There I met my first real lover.  She was a blonde girl from Pennsylvania and was more girly than me, but still not too girly and I liked that.  She complimented my tomboy stature quite well I thought.  She introduced me to sex, gay bars, and Jack Daniels whiskey.  And by this time I had completely discarded any clothing that resembled girly clothing from my wardrobe, except the necessary evil under things.  At that time it wasn’t really known that I could get boxers or boxer briefs and be more comfortable, it just wasn’t done then.  The early 80’s were not fun times for LGBT people, especially those of us in the US military uniform.

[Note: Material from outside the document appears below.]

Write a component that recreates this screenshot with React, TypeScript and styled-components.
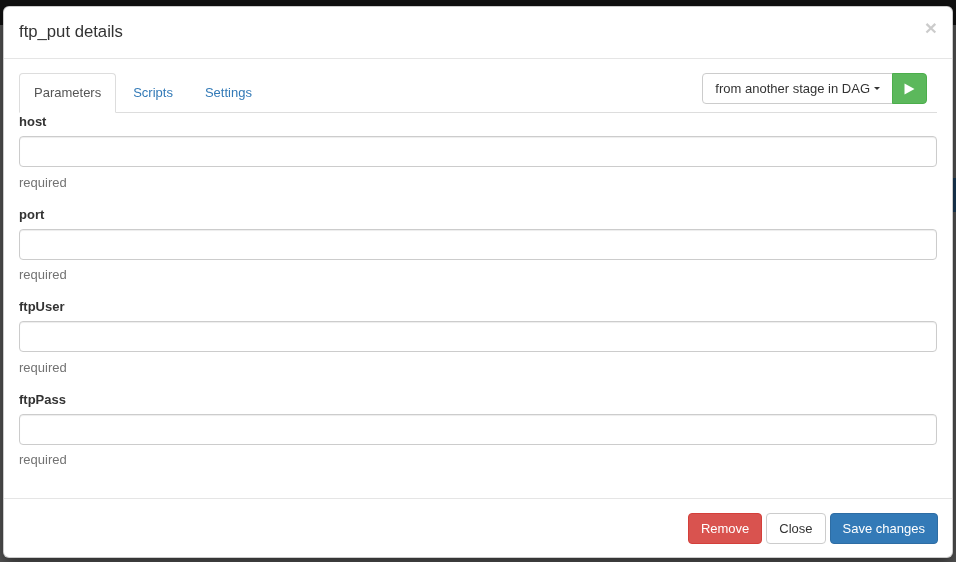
import React from "react";
import styled, { createGlobalStyle, css } from "styled-components";

const GlobalStyle = createGlobalStyle`
  html, body {
    margin: 0;
    padding: 0;
    height: 100%;
    overflow: hidden;
  }
  body {
    font-family: "Liberation Sans", Arial, Helvetica, sans-serif;
    font-size: 13px;
    color: #333;
    background: #555;
  }
  *, *::before, *::after { box-sizing: border-box; }
`;

const Page = styled.div`
  min-height: 100vh;
  display: flex;
  flex-direction: column;
  background: #555;
`;

const NavBar = styled.div`
  height: 25px;
  background: #111;
`;

const PageContent = styled.div`
  flex: 1;
  display: flex;
  flex-direction: column;
  align-items: flex-end;
  padding-top: 153px;
`;

const Banner = styled.div`
  width: 60px;
  height: 34px;
  background: #1b3c5a;
`;

const Overlay = styled.div`
  position: fixed;
  inset: 0;
  display: flex;
  justify-content: center;
  align-items: flex-start;
  padding-top: 6px;
`;

const Dialog = styled.div`
  width: 950px;
  background: #fff;
  border: 1px solid rgba(0, 0, 0, 0.2);
  border-radius: 6px;
  box-shadow: 0 5px 15px rgba(0, 0, 0, 0.5);
  display: flex;
  flex-direction: column;
`;

const Header = styled.div`
  display: flex;
  justify-content: space-between;
  align-items: flex-start;
  padding: 14px 15px 16px;
  border-bottom: 1px solid #e5e5e5;
`;

const Title = styled.h4`
  margin: 0;
  font-size: 16.7px;
  line-height: 21px;
  font-weight: 400;
  color: #333;
`;

const CloseX = styled.button`
  background: none;
  border: 0;
  padding: 0;
  margin-top: -4px;
  font-family: "Liberation Sans", Arial, sans-serif;
  font-size: 21px;
  font-weight: bold;
  line-height: 1;
  color: #000;
  opacity: 0.2;
  cursor: pointer;
`;

const Body = styled.div`
  padding: 14px 15px 15px;
`;

const TabsRow = styled.div`
  display: flex;
  justify-content: space-between;
  align-items: flex-start;
  border-bottom: 1px solid #ddd;
`;

const TabList = styled.ul`
  display: flex;
  list-style: none;
  margin: 0 0 -1px;
  padding: 0;
`;

const TabItem = styled.li`
  margin-right: 2px;
`;

const TabLink = styled.a<{ $active?: boolean }>`
  display: block;
  padding: 10px 14px;
  line-height: 18px;
  border: 1px solid transparent;
  border-radius: 4px 4px 0 0;
  color: #337ab7;
  text-decoration: none;
  cursor: pointer;
  ${(p) =>
    p.$active &&
    css`
      color: #555;
      background: #fff;
      border-color: #ddd #ddd transparent;
    `}
`;

const BtnGroup = styled.div`
  display: flex;
  margin-right: 10px;
`;

const SourceButton = styled.button`
  height: 31px;
  padding: 0 12px;
  font-family: inherit;
  font-size: 13px;
  color: #333;
  background: #fff;
  border: 1px solid #ccc;
  border-radius: 4px 0 0 4px;
  display: flex;
  align-items: center;
`;

const Caret = styled.span`
  display: inline-block;
  width: 0;
  height: 0;
  margin-left: 4px;
  border-top: 3px solid #333;
  border-left: 3px solid transparent;
  border-right: 3px solid transparent;
`;

const RunButton = styled.button`
  width: 35px;
  height: 31px;
  padding: 0;
  margin-left: -1px;
  background: #5cb85c;
  border: 1px solid #4cae4c;
  border-radius: 0 4px 4px 0;
  display: flex;
  align-items: center;
  justify-content: center;
`;

const FormGroup = styled.div`
  display: flex;
  flex-direction: column;
`;

const Label = styled.label`
  font-weight: bold;
  line-height: 17px;
  margin-bottom: 6px;
  color: #333;
`;

const Input = styled.input`
  width: 100%;
  height: 31px;
  padding: 6px 12px;
  font-family: inherit;
  font-size: 13px;
  color: #555;
  background: #fff;
  border: 1px solid #ccc;
  border-radius: 4px;
  box-shadow: inset 0 1px 1px rgba(0, 0, 0, 0.075);
  outline: none;
`;

const Help = styled.span`
  display: block;
  margin-top: 6.5px;
  margin-bottom: 15px;
  line-height: 17px;
  color: #737373;
`;

const Footer = styled.div`
  display: flex;
  justify-content: flex-end;
  gap: 4px;
  padding: 14px 14px 13px 15px;
  border-top: 1px solid #e5e5e5;
`;

type Variant = "danger" | "default" | "primary";

const variants: Record<Variant, ReturnType<typeof css>> = {
  danger: css`
    color: #fff;
    background: #d9534f;
    border-color: #d43f3a;
  `,
  default: css`
    color: #333;
    background: #fff;
    border-color: #ccc;
  `,
  primary: css`
    color: #fff;
    background: #337ab7;
    border-color: #2e6da4;
  `,
};

const FooterButton = styled.button<{ $variant: Variant }>`
  height: 31px;
  padding: 0 12px;
  font-family: inherit;
  font-size: 13px;
  line-height: 29px;
  border: 1px solid;
  border-radius: 4px;
  cursor: pointer;
  ${(p) => variants[p.$variant]}
`;

const fields = ["host", "port", "ftpUser", "ftpPass"];

export default function App() {
  return (
    <>
      <GlobalStyle />
      <Page>
        <NavBar />
        <PageContent>
          <Banner />
        </PageContent>
      </Page>
      <Overlay>
        <Dialog>
          <Header>
            <Title>ftp_put details</Title>
            <CloseX aria-label="Close">×</CloseX>
          </Header>
          <Body>
            <TabsRow>
              <TabList>
                <TabItem>
                  <TabLink $active>Parameters</TabLink>
                </TabItem>
                <TabItem>
                  <TabLink>Scripts</TabLink>
                </TabItem>
                <TabItem>
                  <TabLink>Settings</TabLink>
                </TabItem>
              </TabList>
              <BtnGroup>
                <SourceButton>
                  from another stage in DAG
                  <Caret />
                </SourceButton>
                <RunButton aria-label="Run">
                  <svg width="11" height="12" viewBox="0 0 11 12">
                    <polygon points="0.5,0.5 10.5,6 0.5,11.5" fill="#fff" />
                  </svg>
                </RunButton>
              </BtnGroup>
            </TabsRow>
            {fields.map((f) => (
              <FormGroup key={f}>
                <Label>{f}</Label>
                <Input type="text" />
                <Help>required</Help>
              </FormGroup>
            ))}
          </Body>
          <Footer>
            <FooterButton $variant="danger">Remove</FooterButton>
            <FooterButton $variant="default">Close</FooterButton>
            <FooterButton $variant="primary">Save changes</FooterButton>
          </Footer>
        </Dialog>
      </Overlay>
    </>
  );
}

Around that time I heard the word “Butch” for the first time….other than as my Dad’s nickname….used to describe the tomboyish women in my Army unit.  And I knew that that word described who I felt that I was…Butch.  I didn’t use the word to identify myself for several more decades, as it was a more derogatory term for quite a long time.  But I always knew it was my true identity.  I didn’t feel female, nor did I feel male. But I was somewhere in that gray area in the middle.  I for years refrained from using it to identify myself.  I was made to feel that my masculine presentation was somehow wrong, even though I was just being me; just being myself.

Years later, decades later actually, I would understand the Butch-Femme dynamic, know the history of my people and be proud to take “Butch” as my gender marker.  Going from easily being called Tomboy to being called Butch was as simple for me as someone going from being called a girl to a woman.   It felt right, it felt strong, and it felt like ME.  I am Butch.